I'm just wondering if this sounds like a good experience. I have 1 year experience on a med/surg floor, specializing in renal failure/transplant and a major teaching facility. Never really got surgical patients. He was telling me how if my ultimate goal was critical care, post op was the better route, as oppose to a medical floor. I'm just lost though, I have no idea where to go or what to do.

Basically what I want to know is... What is a post op floor like? and how is it different from medicine?

Can anyone with post op experience give me a clue? Thanks :)

Specializes in Med/Surg, Urg Care, LTC, Rehab.

I work on med/surg at a smaller regional community hospital. We get lots of post-ops and lots of medical. It's great experience. Often our ortho surgery patients have lots of other chronic health problems so there is still a lot of learning that takes place. We also get a fair number of elderly frail patients who fall and have hip surgeries and the focus ends up being their CHF or diabetes... or they get pneumonia because they're too frail to be able to get up soon after surgery. Many of our patients are 'frequent flyers', they're in the hospital frequently for exacerbation of their primary problems over and over again. We also get a number of renal patients, either for acute renal failure from dehydration/flu/side effects of chemo, etc., or chronic renal failure and then have to have dialysis while they're in for a different condition.

I think it's good experience. Does this small hospital have an ICU also? Maybe you could "gravitate" over there after awhile... Good luck to you!

I work a designated surgical unit that on week ends gets dumped with medical patients if we have empty beds.

There is a big difference. Surgical patients are admitted pre and post op.

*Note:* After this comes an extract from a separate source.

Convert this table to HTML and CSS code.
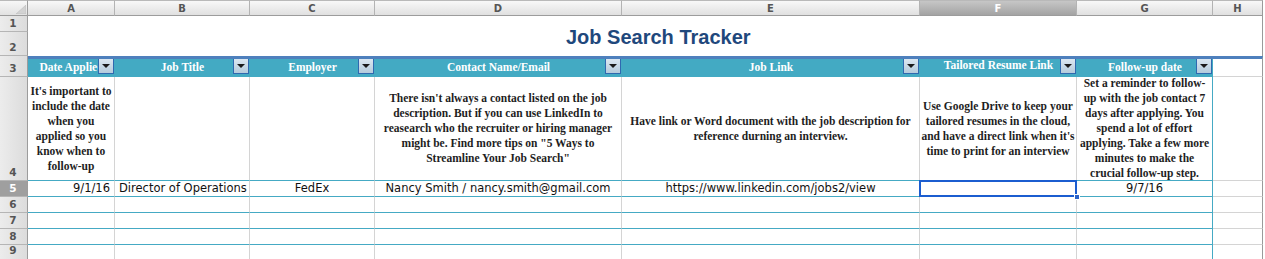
FILE: index.html
```html
<!DOCTYPE html>
<html lang="en">
<head>
<meta charset="utf-8">
<title>Job Search Tracker</title>
<link rel="stylesheet" href="styles.css">
</head>
<body>
<div class="sheet">
  <!-- column headers -->
  <div class="corner"><svg width="10" height="9" viewBox="0 0 10 9"><polygon points="10,0 10,9 0,9" fill="#d2d2d2" stroke="#bdbdbd" stroke-width="0.6"/></svg></div>
  <div class="ch">A</div>
  <div class="ch">B</div>
  <div class="ch">C</div>
  <div class="ch">D</div>
  <div class="ch">E</div>
  <div class="ch sel">F</div>
  <div class="ch">G</div>
  <div class="ch last">H</div>

  <!-- rows 1-2 -->
  <div class="rh">1</div>
  <div class="title"><span class="title-text">Job Search Tracker</span></div>
  <div class="rh">2</div>

  <!-- row 3: table header -->
  <div class="rh">3</div>
  <div class="th"><span class="th-label">Date Applied</span><span class="dd"></span></div>
  <div class="th"><span class="th-label">Job Title</span><span class="dd"></span></div>
  <div class="th"><span class="th-label">Employer</span><span class="dd"></span></div>
  <div class="th"><span class="th-label">Contact Name/Email</span><span class="dd"></span></div>
  <div class="th"><span class="th-label">Job Link</span><span class="dd"></span></div>
  <div class="th raised"><span class="th-label">Tailored Resume Link</span><span class="dd"></span></div>
  <div class="th"><span class="th-label">Follow-up date</span><span class="dd"></span></div>
  <div class="th-out"></div>

  <!-- row 4: descriptions -->
  <div class="rh">4</div>
  <div class="desc"><p>It's important to<br>include the date<br>when you<br>applied so you<br>know when to<br>follow-up</p></div>
  <div class="desc"></div>
  <div class="desc"></div>
  <div class="desc"><p>There isn't always a contact listed on the job<br>description. But if you can use LinkedIn to<br>reasearch who the recruiter or hiring manager<br>might be. Find more tips on "5 Ways to<br>Streamline Your Job Search"</p></div>
  <div class="desc"><p>Have link or Word document with the job description for<br>reference durning an interview.</p></div>
  <div class="desc"><p>Use Google Drive to keep your<br>tailored resumes in the cloud,<br>and have a direct link when it's<br>time to print for an interview</p></div>
  <div class="desc g"><p>Set a reminder to follow-<br>up with the job contact 7<br>days after applying. You<br>spend a lot of effort<br>applying. Take a few more<br>minutes to make the<br>crucial follow-up step.</p></div>
  <div class="out"></div>

  <!-- row 5: data -->
  <div class="rh sel">5</div>
  <div class="d right">9/1/16</div>
  <div class="d left">Director of Operations</div>
  <div class="d">FedEx</div>
  <div class="d">Nancy Smith / nancy.smith@gmail.com</div>
  <div class="d">https://www.linkedin.com/jobs2/view</div>
  <div class="d active"></div>
  <div class="d g">9/7/16</div>
  <div class="out"></div>

  <!-- rows 6-9 -->
  <div class="rh">6</div>
  <div class="d"></div><div class="d"></div><div class="d"></div><div class="d"></div><div class="d"></div><div class="d"></div><div class="d g"></div><div class="out"></div>
  <div class="rh">7</div>
  <div class="d"></div><div class="d"></div><div class="d"></div><div class="d"></div><div class="d"></div><div class="d"></div><div class="d g"></div><div class="out"></div>
  <div class="rh">8</div>
  <div class="d"></div><div class="d"></div><div class="d"></div><div class="d"></div><div class="d"></div><div class="d"></div><div class="d g"></div><div class="out"></div>
  <div class="rh end">9</div>
  <div class="d end"></div><div class="d end"></div><div class="d end"></div><div class="d end"></div><div class="d end"></div><div class="d end"></div><div class="d g end"></div><div class="out end"></div>
</div>
</body>
</html>
```
FILE: styles.css
```css
html, body {
  margin: 0;
  padding: 0;
  background: #ffffff;
}

body {
  width: 1265px;
  height: 259px;
  overflow: hidden;
}

.sheet {
  display: grid;
  width: 1263px;
  grid-template-columns: 28px 87px 135px 125px 247px 298px 157px 136px 50px;
  grid-template-rows: 16px 16px 24px 21px 104px 16px 16px 16px 16px 14px;
}

.sheet > div {
  box-sizing: border-box;
  min-width: 0;
  overflow: hidden;
}

/* ---------- headers ---------- */
.corner {
  background: linear-gradient(#f7f7f7, #e2e2e2);
  border-top: 1px solid #b9b9b9;
  border-right: 1px solid #9c9c9c;
  border-bottom: 1px solid #9c9c9c;
  display: flex;
  align-items: flex-start;
  justify-content: flex-end;
  padding: 4px 1px 0 0;
}

.ch {
  background: linear-gradient(#f8f8f8, #e0e0e0);
  border-top: 1px solid #b9b9b9;
  border-right: 1px solid #b3b3b3;
  border-bottom: 1px solid #9c9c9c;
  font-family: "DejaVu Sans", sans-serif;
  font-weight: bold;
  font-size: 10px;
  line-height: 15px;
  color: #555555;
  text-align: center;
}

.ch.sel {
  background: linear-gradient(#c6c6c6, #a3a3a3);
  color: #ffffff;
}

.ch.last {
  border-right: 1px solid #9a9a9a;
}

.rh {
  background: linear-gradient(to right, #ececec, #dcdcdc);
  border-right: 1px solid #9c9c9c;
  border-bottom: 1px solid #b5b5b5;
  font-family: "DejaVu Sans", sans-serif;
  font-weight: bold;
  font-size: 10.5px;
  line-height: 12px;
  color: #555555;
  display: flex;
  align-items: flex-end;
  justify-content: center;
  padding: 0 1px 2px 0;
}

.rh.sel {
  background: #9f9f9f;
  color: #ffffff;
}

.sheet > .end {
  border-bottom: 0;
}

.rh.end {
  padding-bottom: 3px;
}

/* ---------- title ---------- */
.title {
  grid-column: 2 / -1;
  grid-row: 2 / 4;
  border-right: 1px solid #9a9a9a;
  padding: 10px 0 0 538px;
}

.title-text {
  font-family: "Liberation Sans", Arial, sans-serif;
  font-weight: bold;
  font-size: 20px;
  line-height: 22px;
  color: #1f487c;
  white-space: nowrap;
}

/* ---------- table header ---------- */
.th {
  position: relative;
  background: #43aac3;
  border-top: 3px solid #4e80bd;
  border-bottom: 1px solid #43aac3;
  font-family: "Liberation Serif", "Times New Roman", serif;
  font-weight: bold;
  font-size: 11.5px;
  line-height: 17px;
  color: #ffffff;
  text-align: center;
  white-space: nowrap;
}

.th.raised .th-label {
  position: relative;
  top: -2px;
}

.th-out {
  border-top: 3px solid #4e80bd;
  border-bottom: 1px solid #d4d4d4;
  border-right: 1px solid #9a9a9a;
}

.dd {
  position: absolute;
  right: 1px;
  top: -1px;
  width: 16px;
  height: 16px;
  box-sizing: border-box;
  border: 1px solid #2f69b0;
  background: linear-gradient(#dbe7f1, #b4cbdc);
}

.dd::after {
  content: "";
  position: absolute;
  left: 3px;
  top: 5px;
  border-left: 4px solid transparent;
  border-right: 4px solid transparent;
  border-top: 4px solid #1a1a1a;
}

/* ---------- body cells ---------- */
.desc {
  border-right: 1px solid #d4d4d4;
  border-bottom: 1px solid #45aac4;
  display: flex;
  align-items: center;
  justify-content: center;
  font-family: "Liberation Serif", "Times New Roman", serif;
  font-weight: bold;
  font-size: 11.5px;
  line-height: 15px;
  color: #1e1e1e;
  text-align: center;
  white-space: nowrap;
}

.desc p {
  margin: 0;
}

.d {
  border-right: 1px solid #d4d4d4;
  border-bottom: 1px solid #45aac4;
  font-family: "DejaVu Sans", sans-serif;
  font-size: 11.5px;
  line-height: 15px;
  color: #111111;
  text-align: center;
  white-space: nowrap;
}

.d.right {
  text-align: right;
  padding-right: 4px;
}

.d.left {
  text-align: left;
  padding-left: 4px;
}

.g {
  border-right: 1px solid #45aac4;
}

.out {
  border-bottom: 1px solid #d4d4d4;
  border-right: 1px solid #9a9a9a;
}

.sheet > .active {
  position: relative;
  overflow: visible;
}

.active::before {
  content: "";
  position: absolute;
  left: -1px;
  top: -1px;
  right: -1px;
  bottom: -1px;
  border: 2px solid #1b5dd0;
}

.active::after {
  content: "";
  position: absolute;
  right: -4px;
  bottom: -4px;
  width: 4px;
  height: 4px;
  background: #2b63c9;
  border: 1px solid #ffffff;
}
```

The care needs are different. Surgical patients for the most part need monitoring and encouragement to ambulate. The majority will be up and doing for themselves with 48 hours. Education is big on surgical floors.

Medicine in hospital is a polite name for the dumping ground of chronically ill seniors who live in the community. When they are admitted to acute care they and their families have very unreal expectations for what we can do for them.

When they wind up on surgical floors problems arise because our priority is caring for post op patients. Patients from medicine floors want more care or need it because they are often waiting placement in LTC. They don't understand that a patient bleeding out , dehiscing or coding is more important than they are.